What happens when you’re fully vested?

The tech industry is known for using refresher grants to incentivize employees to stay longer with the company. Essentially, a refresher grant is an incremental grant of additional shares of the company to an employee who has already received an initial equity grant. Quite a few startups will offer equity compensation over a four year vesting period. That being the case, refresher grants come in handy when the company’s goal is to retain all-stars. The new grant will have a new vesting schedule, so you will continue to have an equity-based financial incentive to work in addition to your salary and benefits. In fact, it’s common for companies to use refresher grants on an annual basis, or to top off the equity grants for employees who have shown exceptional performance, or loyalty, or received raises and promotions.

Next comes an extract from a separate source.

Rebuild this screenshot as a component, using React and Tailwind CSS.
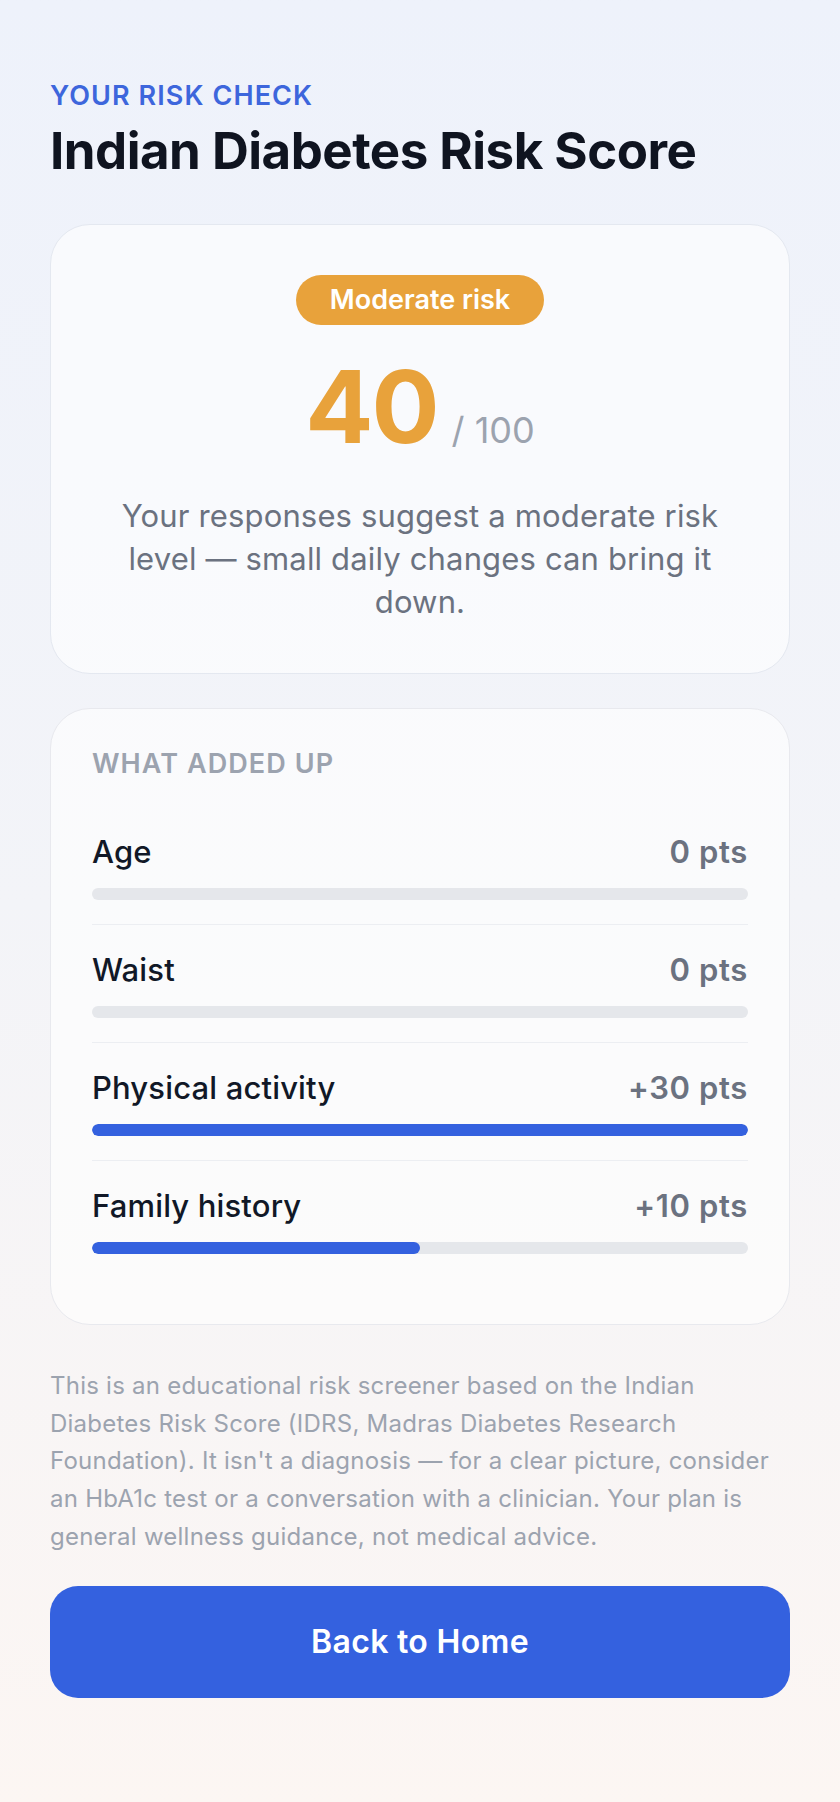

Is company leadership transparent?

Not all startups are created equally. It’s important to ask questions when you get an offer that includes any aspect of equity. In addition to understanding the facts and nuances about the equity offer, the process of discussing the details can help you get a sense of the company’s transparency and responsiveness. Startups are understandably meticulous about sharing financial information, so you may not get full answers to all of your questions. Still, you should at least ask questions related to the 409A valuation, percentage of ownership, vesting, business goals, etc. Here are some questions you should consider asking when evaluating and negotiating your offer at a startup:
  • What percentage of the company do your shares represent?
  • What is the most recent 409A valuation? When was it done, and will it be done again soon?
  • Do you allow early exercise of my options?
  • Am I required to exercise my options within 90 days after I leave or am terminated? Does the company extend the post-termination exercise window of the options of employees that depart?
  • Is there any acceleration of my vesting if the company is acquired? (discussed above)
  • Does the company have any repurchase rights to vested shares?